What to produce
In the entries that follow, count each line containing "screenshot" and state the total, nothing more.

Entries

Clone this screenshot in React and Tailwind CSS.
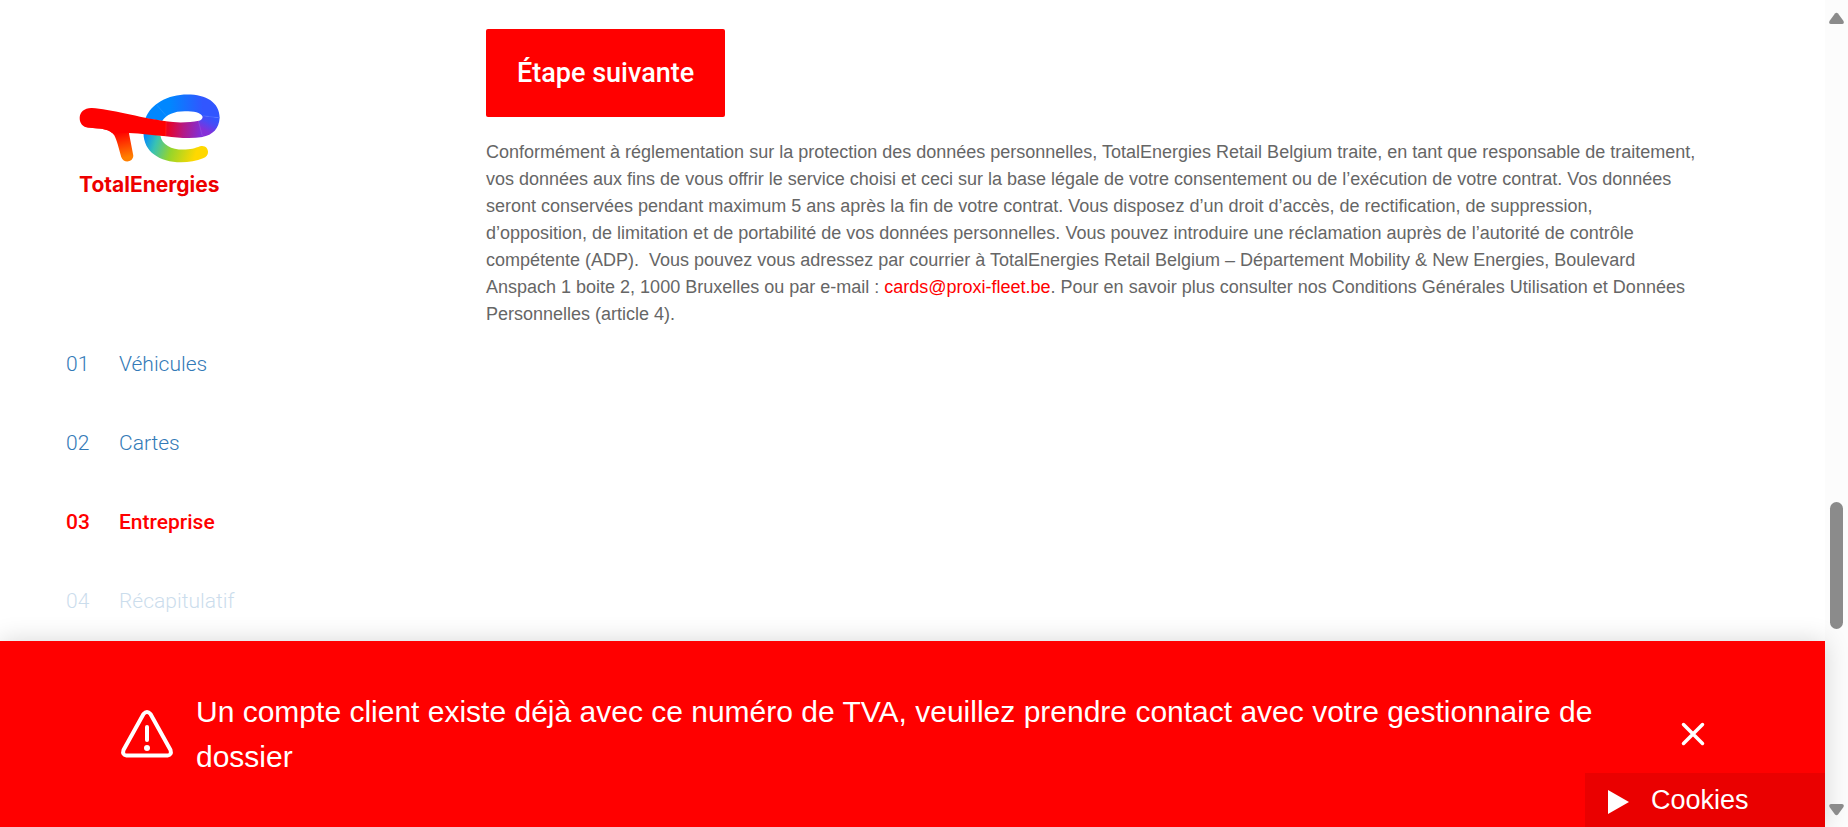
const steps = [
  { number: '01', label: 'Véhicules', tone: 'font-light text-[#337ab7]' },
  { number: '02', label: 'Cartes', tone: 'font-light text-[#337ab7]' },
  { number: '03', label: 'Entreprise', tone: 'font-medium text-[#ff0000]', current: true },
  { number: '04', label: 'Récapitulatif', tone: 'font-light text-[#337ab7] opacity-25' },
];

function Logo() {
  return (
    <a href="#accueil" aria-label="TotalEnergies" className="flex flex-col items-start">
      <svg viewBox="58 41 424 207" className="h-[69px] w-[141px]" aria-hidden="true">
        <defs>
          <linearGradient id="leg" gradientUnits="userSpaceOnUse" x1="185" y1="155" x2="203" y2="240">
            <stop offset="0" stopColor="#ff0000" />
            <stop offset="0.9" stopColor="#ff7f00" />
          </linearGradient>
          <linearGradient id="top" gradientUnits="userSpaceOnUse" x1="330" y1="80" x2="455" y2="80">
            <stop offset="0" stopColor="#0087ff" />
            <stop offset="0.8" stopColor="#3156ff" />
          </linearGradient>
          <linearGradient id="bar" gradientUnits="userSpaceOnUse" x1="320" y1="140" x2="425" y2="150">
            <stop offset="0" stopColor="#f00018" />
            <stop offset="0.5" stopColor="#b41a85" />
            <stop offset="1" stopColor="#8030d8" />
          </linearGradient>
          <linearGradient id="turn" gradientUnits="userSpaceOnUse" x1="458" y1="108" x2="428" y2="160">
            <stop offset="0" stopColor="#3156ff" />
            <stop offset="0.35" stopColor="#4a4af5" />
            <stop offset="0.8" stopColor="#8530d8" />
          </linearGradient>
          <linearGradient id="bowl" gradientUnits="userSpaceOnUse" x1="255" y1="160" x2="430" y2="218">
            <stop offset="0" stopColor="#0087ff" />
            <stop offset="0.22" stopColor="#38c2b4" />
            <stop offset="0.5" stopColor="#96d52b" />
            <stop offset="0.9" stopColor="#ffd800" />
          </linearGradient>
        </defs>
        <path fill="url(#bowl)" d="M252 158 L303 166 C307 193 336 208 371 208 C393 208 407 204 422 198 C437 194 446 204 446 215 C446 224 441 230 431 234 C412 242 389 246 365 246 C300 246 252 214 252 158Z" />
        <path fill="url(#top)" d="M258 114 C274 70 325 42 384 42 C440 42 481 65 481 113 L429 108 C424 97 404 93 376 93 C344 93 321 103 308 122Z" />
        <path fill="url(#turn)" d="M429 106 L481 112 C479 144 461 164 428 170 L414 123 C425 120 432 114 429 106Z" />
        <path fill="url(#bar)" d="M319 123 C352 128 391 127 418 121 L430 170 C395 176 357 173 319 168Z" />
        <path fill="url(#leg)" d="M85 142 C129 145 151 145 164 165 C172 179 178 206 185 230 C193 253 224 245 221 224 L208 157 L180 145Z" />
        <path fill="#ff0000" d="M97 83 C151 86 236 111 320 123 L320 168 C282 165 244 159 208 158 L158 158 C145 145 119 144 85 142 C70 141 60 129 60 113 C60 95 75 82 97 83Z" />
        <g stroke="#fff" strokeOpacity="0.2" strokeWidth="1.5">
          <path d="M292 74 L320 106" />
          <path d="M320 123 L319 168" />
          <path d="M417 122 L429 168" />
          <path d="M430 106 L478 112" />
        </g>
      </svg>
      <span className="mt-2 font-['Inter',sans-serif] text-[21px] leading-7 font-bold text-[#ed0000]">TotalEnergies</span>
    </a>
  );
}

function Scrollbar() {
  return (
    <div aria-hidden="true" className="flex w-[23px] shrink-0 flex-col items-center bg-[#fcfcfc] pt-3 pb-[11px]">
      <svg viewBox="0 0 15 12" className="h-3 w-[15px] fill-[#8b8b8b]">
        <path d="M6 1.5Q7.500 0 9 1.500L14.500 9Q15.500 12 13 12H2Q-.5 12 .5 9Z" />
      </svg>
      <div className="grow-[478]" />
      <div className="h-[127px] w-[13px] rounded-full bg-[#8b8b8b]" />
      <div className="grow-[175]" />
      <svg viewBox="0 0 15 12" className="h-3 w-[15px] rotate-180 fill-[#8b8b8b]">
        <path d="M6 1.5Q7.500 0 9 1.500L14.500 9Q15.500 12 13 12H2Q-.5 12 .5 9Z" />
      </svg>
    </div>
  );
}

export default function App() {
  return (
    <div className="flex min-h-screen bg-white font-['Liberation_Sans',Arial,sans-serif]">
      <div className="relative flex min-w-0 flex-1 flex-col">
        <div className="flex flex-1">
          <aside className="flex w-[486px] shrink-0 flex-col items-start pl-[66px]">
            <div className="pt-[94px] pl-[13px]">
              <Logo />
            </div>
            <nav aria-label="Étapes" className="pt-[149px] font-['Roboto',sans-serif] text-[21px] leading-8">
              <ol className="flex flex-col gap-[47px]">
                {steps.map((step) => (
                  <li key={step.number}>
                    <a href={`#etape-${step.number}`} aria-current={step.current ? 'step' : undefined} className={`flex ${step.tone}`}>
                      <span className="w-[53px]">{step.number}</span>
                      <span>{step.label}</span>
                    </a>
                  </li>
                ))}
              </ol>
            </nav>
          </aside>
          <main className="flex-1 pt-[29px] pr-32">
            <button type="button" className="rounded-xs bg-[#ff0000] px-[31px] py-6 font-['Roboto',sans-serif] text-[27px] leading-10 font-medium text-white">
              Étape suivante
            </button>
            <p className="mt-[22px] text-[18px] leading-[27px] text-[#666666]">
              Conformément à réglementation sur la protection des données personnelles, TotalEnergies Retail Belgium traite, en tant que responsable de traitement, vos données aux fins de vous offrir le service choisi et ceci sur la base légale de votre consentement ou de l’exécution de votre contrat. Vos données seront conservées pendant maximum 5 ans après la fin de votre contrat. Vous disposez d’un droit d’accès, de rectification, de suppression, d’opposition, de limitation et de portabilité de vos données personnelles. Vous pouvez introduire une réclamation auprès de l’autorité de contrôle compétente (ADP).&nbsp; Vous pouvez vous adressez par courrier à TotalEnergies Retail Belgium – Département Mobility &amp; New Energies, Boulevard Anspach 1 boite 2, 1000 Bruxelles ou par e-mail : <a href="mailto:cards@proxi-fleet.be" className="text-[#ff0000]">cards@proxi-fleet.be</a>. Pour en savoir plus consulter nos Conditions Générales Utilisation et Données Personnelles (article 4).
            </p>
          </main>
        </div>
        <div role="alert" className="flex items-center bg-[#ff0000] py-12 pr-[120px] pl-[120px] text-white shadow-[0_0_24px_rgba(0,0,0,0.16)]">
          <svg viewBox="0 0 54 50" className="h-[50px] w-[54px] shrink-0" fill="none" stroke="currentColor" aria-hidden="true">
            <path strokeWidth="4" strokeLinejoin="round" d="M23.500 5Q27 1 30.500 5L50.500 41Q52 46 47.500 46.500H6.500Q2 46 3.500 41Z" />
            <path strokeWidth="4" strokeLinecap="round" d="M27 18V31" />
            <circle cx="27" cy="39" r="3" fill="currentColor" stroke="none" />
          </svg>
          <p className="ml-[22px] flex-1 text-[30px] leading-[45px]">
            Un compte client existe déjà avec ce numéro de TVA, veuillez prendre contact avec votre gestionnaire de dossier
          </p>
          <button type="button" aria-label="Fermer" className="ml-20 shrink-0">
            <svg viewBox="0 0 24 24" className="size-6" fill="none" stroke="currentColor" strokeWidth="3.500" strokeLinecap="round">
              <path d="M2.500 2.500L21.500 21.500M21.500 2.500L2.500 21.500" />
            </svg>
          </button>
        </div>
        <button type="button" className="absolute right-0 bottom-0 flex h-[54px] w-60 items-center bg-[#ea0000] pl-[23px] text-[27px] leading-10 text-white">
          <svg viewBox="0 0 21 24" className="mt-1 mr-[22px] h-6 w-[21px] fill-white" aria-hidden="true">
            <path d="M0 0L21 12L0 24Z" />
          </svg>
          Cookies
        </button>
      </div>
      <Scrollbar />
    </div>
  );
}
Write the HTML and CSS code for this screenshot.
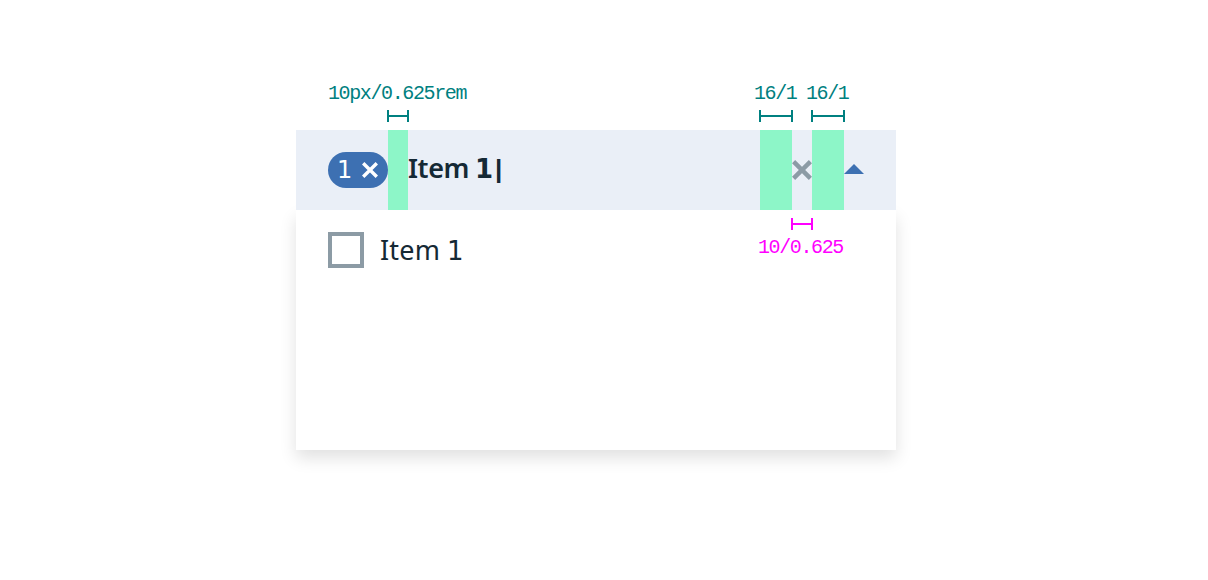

Reply to the exercise
2